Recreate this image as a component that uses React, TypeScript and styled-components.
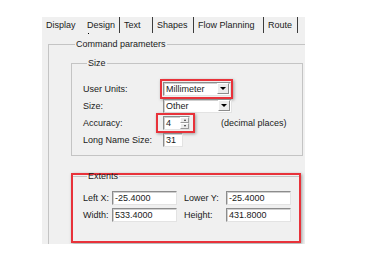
import React from 'react';
import styled, { createGlobalStyle } from 'styled-components';

const GlobalStyle = createGlobalStyle`
  html, body {
    margin: 0;
    padding: 0;
    background: #ffffff;
  }
  body {
    font-family: "Liberation Sans", Arial, sans-serif;
    font-size: 9px;
    color: #1a1a1a;
  }
`;

const tabs = [
  { label: 'Display', width: 43 },
  { label: 'Design', width: 35, active: true },
  { label: 'Text', width: 33 },
  { label: 'Shapes', width: 41 },
  { label: 'Flow Planning', width: 70 },
  { label: 'Route', width: 34 },
];

const App = () => {
  return (
    <>
      <GlobalStyle />
      <Panel>
        <TabStrip>
          {tabs.map((t) => (
            <Tab key={t.label} $width={t.width} $active={!!t.active} $sep={t.label !== 'Display'}>
              {t.label}
            </Tab>
          ))}
        </TabStrip>

        <CommandBox>
          <Legend>Command parameters</Legend>

          <SizeBox>
            <Legend>Size</Legend>
            <SizeGrid>
              <Label>User Units:</Label>
              <Highlight>
                <Combo $width={68}>
                  <ComboText>Millimeter</ComboText>
                  <ComboButton />
                </Combo>
              </Highlight>

              <Label>Size:</Label>
              <Combo $width={69}>
                <ComboText>Other</ComboText>
                <ComboButton />
              </Combo>

              <Label>Accuracy:</Label>
              <AccuracyRow>
                <Highlight $pad="1px 3px 1px 5px">
                  <Spinner>
                    <SpinField>4</SpinField>
                    <SpinButtons>
                      <SpinArrow $up />
                      <SpinArrow />
                    </SpinButtons>
                  </Spinner>
                </Highlight>
                <Hint>(decimal places)</Hint>
              </AccuracyRow>

              <Label>Long Name Size:</Label>
              <TextField $width={20}>31</TextField>
            </SizeGrid>
          </SizeBox>

          <ExtentsHighlight>
            <ExtentsBox>
              <Legend>Extents</Legend>
              <ExtentsGrid>
                <Label>Left X:</Label>
                <TextField $width={65}>-25.4000</TextField>
                <Label>Lower Y:</Label>
                <TextField $width={65}>-25.4000</TextField>

                <Label>Width:</Label>
                <TextField $width={65}>533.4000</TextField>
                <Label>Height:</Label>
                <TextField $width={65}>431.8000</TextField>
              </ExtentsGrid>
            </ExtentsBox>
          </ExtentsHighlight>
        </CommandBox>
      </Panel>
    </>
  );
};

const Panel = styled.div`
  width: 263px;
  height: 227px;
  margin: 17px 0 0 42px;
  background: #f0f0f0;
  overflow: hidden;
`;

const TabStrip = styled.div`
  display: flex;
  height: 19px;
  align-items: flex-start;
`;

const Tab = styled.div<{ $width: number; $active: boolean; $sep: boolean }>`
  position: relative;
  width: ${(p) => p.$width}px;
  height: 16px;
  box-sizing: border-box;
  padding-left: ${(p) => (p.$active ? 2 : 4)}px;
  display: flex;
  align-items: center;
  white-space: nowrap;
  font-size: 9px;
  border-right: ${(p) => (p.$sep ? '1px solid #3c3c3c' : 'none')};

  &::after {
    content: ${(p) => (p.$active ? "''" : 'none')};
    position: absolute;
    left: 3px;
    bottom: -1px;
    width: 1px;
    height: 1px;
    background: #000;
  }
`;

const Legend = styled.legend`
  padding: 0 1px;
  margin-left: 4px;
  line-height: 11px;
  font-size: 9px;
  white-space: nowrap;
`;

const CommandBox = styled.fieldset`
  margin: 3px 0 0 6px;
  width: 280px;
  height: 230px;
  box-sizing: border-box;
  padding: 7px 0 0 22px;
  border: 1px solid #c4c4c4;
  border-right: none;
  border-bottom: none;
`;

const SizeBox = styled.fieldset`
  margin: 1px 0 0 0;
  width: 232px;
  height: 98px;
  box-sizing: border-box;
  padding: 11px 0 0 11px;
  border: 1px solid #c4c4c4;
`;

const SizeGrid = styled.div`
  display: grid;
  grid-template-columns: 80px auto;
  grid-auto-rows: 17px;
  align-items: center;
`;

const Label = styled.span`
  white-space: nowrap;
  font-size: 9px;
`;

const Highlight = styled.div<{ $pad?: string }>`
  justify-self: start;
  display: flex;
  margin: -3px 0 -3px -3px;
  padding: ${(p) => p.$pad || '1px 0 1px 1px'};
  border: 2px solid #e8323a;
  box-shadow: 1px 1px 3px rgba(0, 0, 0, 0.35);
`;

const sunken = `
  background: #ffffff;
  border: 1px solid;
  border-color: #8c8c8c #e3e3e3 #e3e3e3 #8c8c8c;
  box-shadow: inset 1px 1px 0 #cfcfcf;
  box-sizing: border-box;
`;

const Combo = styled.div<{ $width: number }>`
  ${sunken}
  width: ${(p) => p.$width}px;
  height: 14px;
  display: flex;
  align-items: center;
  justify-content: space-between;
`;

const ComboText = styled.span`
  padding-left: 2px;
  font-size: 9px;
`;

const ComboButton = styled.span`
  width: 12px;
  height: 11px;
  margin-right: 1px;
  background: #ececec;
  border: 1px solid;
  border-color: #ffffff #8c8c8c #8c8c8c #ffffff;
  box-sizing: border-box;
  display: flex;
  align-items: center;
  justify-content: center;

  &::after {
    content: '';
    border-left: 3px solid transparent;
    border-right: 3px solid transparent;
    border-top: 3px solid #000;
  }
`;

const AccuracyRow = styled.div`
  display: flex;
  align-items: center;
  margin-left: -4px;
  gap: 26px;
`;

const Spinner = styled.div`
  ${sunken}
  display: flex;
  align-items: stretch;
  width: 27px;
  height: 14px;
`;

const SpinField = styled.span`
  flex: 1;
  padding-left: 2px;
  display: flex;
  align-items: center;
  font-size: 9px;
`;

const SpinButtons = styled.div`
  width: 9px;
  display: flex;
  flex-direction: column;
`;

const SpinArrow = styled.span<{ $up?: boolean }>`
  flex: 1;
  background: #ececec;
  border: 1px solid;
  border-color: #ffffff #9a9a9a #9a9a9a #ffffff;
  box-sizing: border-box;
  display: flex;
  align-items: center;
  justify-content: center;

  &::after {
    content: '';
    border-left: 1.5px solid transparent;
    border-right: 1.5px solid transparent;
    ${(p) => (p.$up ? 'border-bottom: 2px solid #333;' : 'border-top: 2px solid #333;')}
  }
`;

const Hint = styled.span`
  font-size: 9px;
  white-space: nowrap;
`;

const TextField = styled.div<{ $width: number }>`
  ${sunken}
  width: ${(p) => p.$width}px;
  height: 14px;
  padding-left: 2px;
  display: flex;
  align-items: center;
  font-size: 9px;
`;

const ExtentsHighlight = styled.div`
  width: 230px;
  height: 70px;
  box-sizing: border-box;
  margin: 17px 0 0 0;
  border: 2px solid #e8323a;
  box-shadow: 1px 1px 3px rgba(0, 0, 0, 0.35);
`;

const ExtentsBox = styled.fieldset`
  margin: -4px 0 0 0;
  height: 66px;
  box-sizing: border-box;
  padding: 9px 0 0 10px;
  border: none;
  border-top: 1px solid #c4c4c4;
`;

const ExtentsGrid = styled.div`
  display: grid;
  grid-template-columns: 29px 72px 42px 65px;
  row-gap: 3px;
  grid-auto-rows: 14px;
  align-items: center;
`;

export default App;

Instruction: Reproduce the whole listing above word for word, but not its pictures.

Problem solution:
Recreate this image as a component that uses React, TypeScript and styled-components.
import React from 'react';
import styled, { createGlobalStyle } from 'styled-components';

const GlobalStyle = createGlobalStyle`
  html, body {
    margin: 0;
    padding: 0;
    background: #ffffff;
  }
  body {
    font-family: "Liberation Sans", Arial, sans-serif;
    font-size: 9px;
    color: #1a1a1a;
  }
`;

const tabs = [
  { label: 'Display', width: 43 },
  { label: 'Design', width: 35, active: true },
  { label: 'Text', width: 33 },
  { label: 'Shapes', width: 41 },
  { label: 'Flow Planning', width: 70 },
  { label: 'Route', width: 34 },
];

const App = () => {
  return (
    <>
      <GlobalStyle />
      <Panel>
        <TabStrip>
          {tabs.map((t) => (
            <Tab key={t.label} $width={t.width} $active={!!t.active} $sep={t.label !== 'Display'}>
              {t.label}
            </Tab>
          ))}
        </TabStrip>

        <CommandBox>
          <Legend>Command parameters</Legend>

          <SizeBox>
            <Legend>Size</Legend>
            <SizeGrid>
              <Label>User Units:</Label>
              <Highlight>
                <Combo $width={68}>
                  <ComboText>Millimeter</ComboText>
                  <ComboButton />
                </Combo>
              </Highlight>

              <Label>Size:</Label>
              <Combo $width={69}>
                <ComboText>Other</ComboText>
                <ComboButton />
              </Combo>

              <Label>Accuracy:</Label>
              <AccuracyRow>
                <Highlight $pad="1px 3px 1px 5px">
                  <Spinner>
                    <SpinField>4</SpinField>
                    <SpinButtons>
                      <SpinArrow $up />
                      <SpinArrow />
                    </SpinButtons>
                  </Spinner>
                </Highlight>
                <Hint>(decimal places)</Hint>
              </AccuracyRow>

              <Label>Long Name Size:</Label>
              <TextField $width={20}>31</TextField>
            </SizeGrid>
          </SizeBox>

          <ExtentsHighlight>
            <ExtentsBox>
              <Legend>Extents</Legend>
              <ExtentsGrid>
                <Label>Left X:</Label>
                <TextField $width={65}>-25.4000</TextField>
                <Label>Lower Y:</Label>
                <TextField $width={65}>-25.4000</TextField>

                <Label>Width:</Label>
                <TextField $width={65}>533.4000</TextField>
                <Label>Height:</Label>
                <TextField $width={65}>431.8000</TextField>
              </ExtentsGrid>
            </ExtentsBox>
          </ExtentsHighlight>
        </CommandBox>
      </Panel>
    </>
  );
};

const Panel = styled.div`
  width: 263px;
  height: 227px;
  margin: 17px 0 0 42px;
  background: #f0f0f0;
  overflow: hidden;
`;

const TabStrip = styled.div`
  display: flex;
  height: 19px;
  align-items: flex-start;
`;

const Tab = styled.div<{ $width: number; $active: boolean; $sep: boolean }>`
  position: relative;
  width: ${(p) => p.$width}px;
  height: 16px;
  box-sizing: border-box;
  padding-left: ${(p) => (p.$active ? 2 : 4)}px;
  display: flex;
  align-items: center;
  white-space: nowrap;
  font-size: 9px;
  border-right: ${(p) => (p.$sep ? '1px solid #3c3c3c' : 'none')};

  &::after {
    content: ${(p) => (p.$active ? "''" : 'none')};
    position: absolute;
    left: 3px;
    bottom: -1px;
    width: 1px;
    height: 1px;
    background: #000;
  }
`;

const Legend = styled.legend`
  padding: 0 1px;
  margin-left: 4px;
  line-height: 11px;
  font-size: 9px;
  white-space: nowrap;
`;

const CommandBox = styled.fieldset`
  margin: 3px 0 0 6px;
  width: 280px;
  height: 230px;
  box-sizing: border-box;
  padding: 7px 0 0 22px;
  border: 1px solid #c4c4c4;
  border-right: none;
  border-bottom: none;
`;

const SizeBox = styled.fieldset`
  margin: 1px 0 0 0;
  width: 232px;
  height: 98px;
  box-sizing: border-box;
  padding: 11px 0 0 11px;
  border: 1px solid #c4c4c4;
`;

const SizeGrid = styled.div`
  display: grid;
  grid-template-columns: 80px auto;
  grid-auto-rows: 17px;
  align-items: center;
`;

const Label = styled.span`
  white-space: nowrap;
  font-size: 9px;
`;

const Highlight = styled.div<{ $pad?: string }>`
  justify-self: start;
  display: flex;
  margin: -3px 0 -3px -3px;
  padding: ${(p) => p.$pad || '1px 0 1px 1px'};
  border: 2px solid #e8323a;
  box-shadow: 1px 1px 3px rgba(0, 0, 0, 0.35);
`;

const sunken = `
  background: #ffffff;
  border: 1px solid;
  border-color: #8c8c8c #e3e3e3 #e3e3e3 #8c8c8c;
  box-shadow: inset 1px 1px 0 #cfcfcf;
  box-sizing: border-box;
`;

const Combo = styled.div<{ $width: number }>`
  ${sunken}
  width: ${(p) => p.$width}px;
  height: 14px;
  display: flex;
  align-items: center;
  justify-content: space-between;
`;

const ComboText = styled.span`
  padding-left: 2px;
  font-size: 9px;
`;

const ComboButton = styled.span`
  width: 12px;
  height: 11px;
  margin-right: 1px;
  background: #ececec;
  border: 1px solid;
  border-color: #ffffff #8c8c8c #8c8c8c #ffffff;
  box-sizing: border-box;
  display: flex;
  align-items: center;
  justify-content: center;

  &::after {
    content: '';
    border-left: 3px solid transparent;
    border-right: 3px solid transparent;
    border-top: 3px solid #000;
  }
`;

const AccuracyRow = styled.div`
  display: flex;
  align-items: center;
  margin-left: -4px;
  gap: 26px;
`;

const Spinner = styled.div`
  ${sunken}
  display: flex;
  align-items: stretch;
  width: 27px;
  height: 14px;
`;

const SpinField = styled.span`
  flex: 1;
  padding-left: 2px;
  display: flex;
  align-items: center;
  font-size: 9px;
`;

const SpinButtons = styled.div`
  width: 9px;
  display: flex;
  flex-direction: column;
`;

const SpinArrow = styled.span<{ $up?: boolean }>`
  flex: 1;
  background: #ececec;
  border: 1px solid;
  border-color: #ffffff #9a9a9a #9a9a9a #ffffff;
  box-sizing: border-box;
  display: flex;
  align-items: center;
  justify-content: center;

  &::after {
    content: '';
    border-left: 1.5px solid transparent;
    border-right: 1.5px solid transparent;
    ${(p) => (p.$up ? 'border-bottom: 2px solid #333;' : 'border-top: 2px solid #333;')}
  }
`;

const Hint = styled.span`
  font-size: 9px;
  white-space: nowrap;
`;

const TextField = styled.div<{ $width: number }>`
  ${sunken}
  width: ${(p) => p.$width}px;
  height: 14px;
  padding-left: 2px;
  display: flex;
  align-items: center;
  font-size: 9px;
`;

const ExtentsHighlight = styled.div`
  width: 230px;
  height: 70px;
  box-sizing: border-box;
  margin: 17px 0 0 0;
  border: 2px solid #e8323a;
  box-shadow: 1px 1px 3px rgba(0, 0, 0, 0.35);
`;

const ExtentsBox = styled.fieldset`
  margin: -4px 0 0 0;
  height: 66px;
  box-sizing: border-box;
  padding: 9px 0 0 10px;
  border: none;
  border-top: 1px solid #c4c4c4;
`;

const ExtentsGrid = styled.div`
  display: grid;
  grid-template-columns: 29px 72px 42px 65px;
  row-gap: 3px;
  grid-auto-rows: 14px;
  align-items: center;
`;

export default App;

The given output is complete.